N.C. State Associate Vice Chancellor for Facilities Kevin MacNaughton says the plan never set a rigid boundary for the footprint of the property.
"As I look at the site plan, we really never figured out what the clearing area is out there; what you see today is essentially the cleared area," he says, estimating the property's size at two or three acres.
MacNaughton says he plans to reassess the fencing, which is for privacy and security, once the trees are bare. He wants to make certain that guests are unable to see the fence from the house. However, hikers will be able to see it.
As for the trails, MacNaughton says they are "kind of ad hoc." They hope to find new routes for walkers and joggers but to keep out mountain bikers because of their impact on the terrain.
Woodson and university officials are touting the "green" aspects of the residence: geothermal heating, LED lighting and a turf parking lot with zero groundwater runoff.
"One of the things I've been amazed by is the willingness to put into that project very expensive technologies and processes to ensure that the habitat is least impacted as possible," Woodson said at the forum, calling the house, "one of the most green facilities on this campus."

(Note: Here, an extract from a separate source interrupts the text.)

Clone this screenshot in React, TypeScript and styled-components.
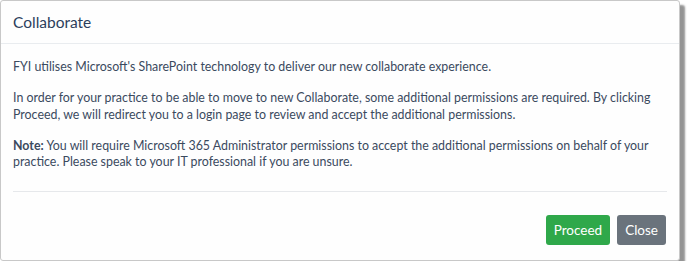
import React from "react";
import styled, { createGlobalStyle } from "styled-components";

const Global = createGlobalStyle`
  html, body { margin: 0; padding: 0; background: #ffffff; }
  body { font-family: "Lato", "Open Sans", sans-serif; }
`;

const Modal = styled.div`
  box-sizing: border-box;
  width: 680px;
  background: #fefefe;
  border: 1px solid #c8c8c8;
  border-radius: 3px;
  box-shadow: 5px 5px 2px rgba(60, 60, 60, 0.55);
  display: flex;
  flex-direction: column;
`;

const Header = styled.div`
  height: 43px;
  box-sizing: border-box;
  padding: 0 12px;
  display: flex;
  align-items: center;
  border-bottom: 1px solid #e9ecef;
`;

const Title = styled.h2`
  margin: 0;
  font-size: 15.5px;
  font-weight: 400;
  color: #2c3e5c;
`;

const Body = styled.div`
  padding: 15px 12px 6px;
  color: #3b4a5e;
  font-size: 12.4px;
  line-height: 16.5px;
`;

const Para = styled.p`
  margin: 0 0 14.5px;
`;

const Divider = styled.hr`
  margin: 0 12px;
  border: 0;
  border-top: 1px solid #e6e8eb;
`;

const Footer = styled.div`
  display: flex;
  justify-content: flex-end;
  gap: 7px;
  padding: 23px 13px 15px;
`;

const Button = styled.button<{ $variant: "success" | "secondary" }>`
  height: 30px;
  padding: 0 8px;
  border: 0;
  border-radius: 3px;
  font-family: "Lato", sans-serif;
  font-size: 13.5px;
  color: #ffffff;
  background: ${(p) => (p.$variant === "success" ? "#2fa84a" : "#6a737c")};
`;

export default function App() {
  return (
    <>
      <Global />
      <Modal>
        <Header>
          <Title>Collaborate</Title>
        </Header>
        <Body>
          <Para>
            FYI utilises Microsoft's SharePoint technology to deliver our new collaborate experience.
          </Para>
          <Para>
            In order for your practice to be able to move to new Collaborate, some additional permissions are required. By clicking Proceed, we will redirect you to a login page to review and accept the additional permissions.
          </Para>
          <Para>
            <strong>Note:</strong> You will require Microsoft 365 Administrator permissions to accept the additional permissions on behalf of your practice. Please speak to your IT professional if you are unsure.
          </Para>
        </Body>
        <Divider />
        <Footer>
          <Button $variant="success">Proceed</Button>
          <Button $variant="secondary">Close</Button>
        </Footer>
      </Modal>
    </>
  );
}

The irony is not lost on Goodell: "They are trying to sell this as an eco-friendly house, yet they are putting up a fence around the nature preserve and cutting it to build a McMansion."
At September's forum, Woodson emphasized the importance of having adequate space to court potential donors. (The Alumni Center, a few football field length's away from the new residence, is apparently not appropriate.)
To make the home pleasing to donors, Malecha said he created blueprints for "an ambassadorial residence" with "familiar modernism," in which new age architecture meets Southern plantation mansion style.
University planners hope the property will be viewed as a home not only to Woodson but to more than 300,000 N.C. State alumni, who, they say, will be welcomed as family.
"This is the people's house," Malecha says. "It's not the expression of a wealthy industrialist."